DUMONT: We have been looking for new shows to develop in different areas, and for a while, we didn’t find anything that we truly loved. Over the past six months, we have picked up at least four shows. Two of them are in a slightly older [age demographic], 6 to 9, and more girl-skewed but boy-inclusive. There are also two new properties in the preschool space, one of which is slightly more boy-skewed and the other more girl-skewed. Both are targeted for upper-preschool, more than the younger side of preschool, which we’re not as interested in exploring—we already have Peppa, which is uber-successful in that space.
TV KIDS: Is there anything you’re looking for in particular to add to the catalog?
DUMONT: We’re pretty set in preschool, and we’re now [targeting] older girls, but we’d love something in the action-adventure genre for boys—something that can compete in that space with a Ben 10 or a Ninja Turtles. It’s very, very hard to do; it’s uber-competitive! We have given a lot of thought about what can work and how, but we really need to find the right [property]. We’re open to pitches in that space.
TV KIDS: What are your priorities for eOne Family and eOne Licensing in the year ahead?

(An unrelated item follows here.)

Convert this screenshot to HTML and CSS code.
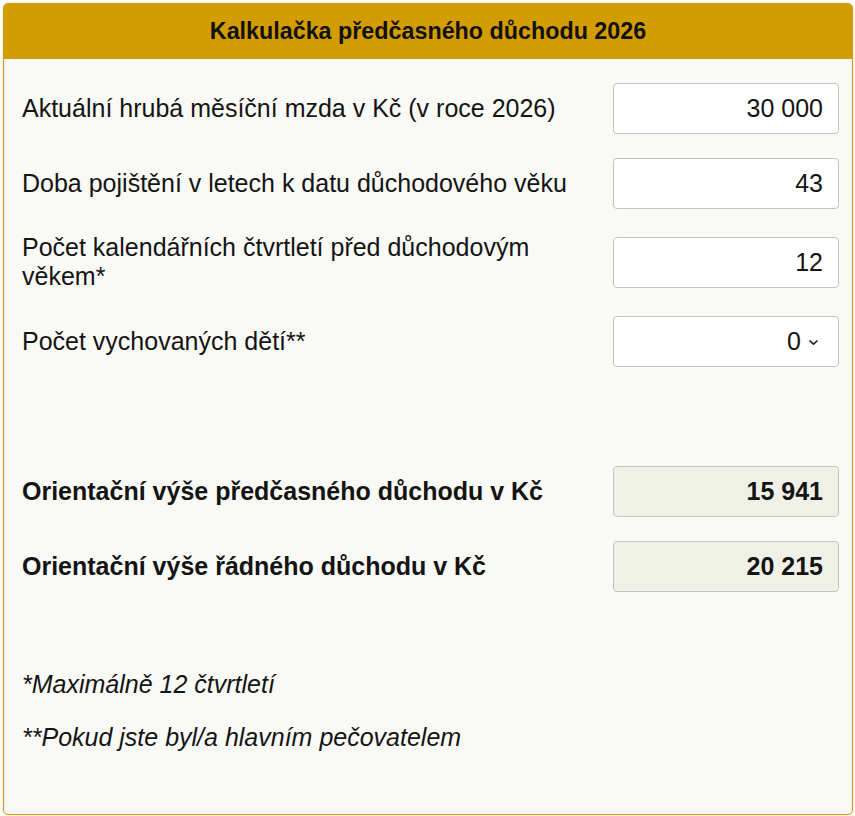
FILE: index.html
```html
<!DOCTYPE html>
<html lang="cs">
<head>
<meta charset="utf-8">
<link rel="stylesheet" href="styles.css">
<title>Kalkulačka předčasného důchodu 2026</title>
</head>
<body>
<div class="card">
  <div class="card-header">Kalkulačka předčasného důchodu 2026</div>
  <div class="card-body">
    <div class="row">
      <label class="label">Aktuální hrubá měsíční mzda v Kč (v roce 2026)</label>
      <div class="field">30 000</div>
    </div>
    <div class="row">
      <label class="label">Doba pojištění v letech k datu důchodového věku</label>
      <div class="field">43</div>
    </div>
    <div class="row row-tall">
      <label class="label">Počet kalendářních čtvrtletí před důchodovým věkem*</label>
      <div class="field">12</div>
    </div>
    <div class="row">
      <label class="label">Počet vychovaných dětí**</label>
      <div class="field select">0<svg class="chev" width="11" height="7" viewBox="0 0 11 7"><path d="M1.5 1.5 L5.5 5.2 L9.5 1.5" fill="none" stroke="#222" stroke-width="1.7"/></svg></div>
    </div>
    <div class="results">
      <div class="row">
        <div class="label strong">Orientační výše předčasného důchodu v Kč</div>
        <div class="field result">15 941</div>
      </div>
      <div class="row">
        <div class="label strong">Orientační výše řádného důchodu v Kč</div>
        <div class="field result">20 215</div>
      </div>
    </div>
    <div class="notes">
      <p class="note">*Maximálně 12 čtvrtletí</p>
      <p class="note">**Pokud jste byl/a hlavním pečovatelem</p>
    </div>
  </div>
</div>
</body>
</html>
```
FILE: styles.css
```css
html, body {
  margin: 0;
  padding: 0;
  background: #ffffff;
}
body {
  padding: 3px 2px 1px 3px;
  font-family: "Liberation Sans", Arial, sans-serif;
  color: #141414;
}
.card {
  border: 1px solid #d39c00;
  border-radius: 5px;
  background: #f9f9f5;
  height: 812px;
  box-sizing: border-box;
  overflow: hidden;
  box-shadow: 0 0 3px rgba(0,0,0,0.15);
}
.card-header {
  background: #d39c00;
  height: 55px;
  display: flex;
  align-items: center;
  justify-content: center;
  font-weight: bold;
  font-size: 23.3px;
  color: #111;
}
.card-body {
  padding: 24px 13px 0 18px;
}
.row {
  display: flex;
  align-items: center;
  justify-content: space-between;
  gap: 20px;
  margin-bottom: 24px;
}
.row-tall { margin-bottom: 25px; }
.label {
  font-size: 25px;
  line-height: 29px;
  flex: 1;
}
.strong { font-weight: bold; }
.field {
  width: 226px;
  height: 51px;
  box-sizing: border-box;
  border: 1px solid #c4c4c4;
  border-radius: 4px;
  background: #fff;
  display: flex;
  align-items: center;
  justify-content: flex-end;
  padding-right: 15px;
  font-size: 25px;
  flex: none;
}
.select { padding-right: 19px; gap: 7px; }
.chev { margin-top: 2px; }
.result {
  background: #f0f1e6;
  font-weight: bold;
}
.results { margin-top: 99px; }
.notes { margin-top: 77px; }
.note {
  margin: 0 0 23px 0;
  font-style: italic;
  font-size: 25px;
  line-height: 30px;
}
```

DUMONT: A priority is to expand PJ Masks everywhere in the world. With regard to Peppa Pig, we’d love to be able to launch the brand in Japan. We’re doing our best to try to find good exposure for the brand there; we’re taking lots of trips to that market and meeting with a lot of potential partners. We’re also launching a new preschool brand next year; we are just entering production on that one. It will be slightly more boy-skewing. It will go on the air in spring 2019 probably, but the first episodes will be available in spring 2018. The team is currently working on the key visuals and the look and feel of that brand.
We’re also in production right now on a series called Cupcake and Dinosaur. It is a co-production with a Brazilian company, Birdo Studio. It is the first time we are doing a co-production between Canada and Brazil. The series is created by Pedro Eboli, who has been noticed by quite a few broadcasters and the industry. We’re doing his first international show and are very excited about that.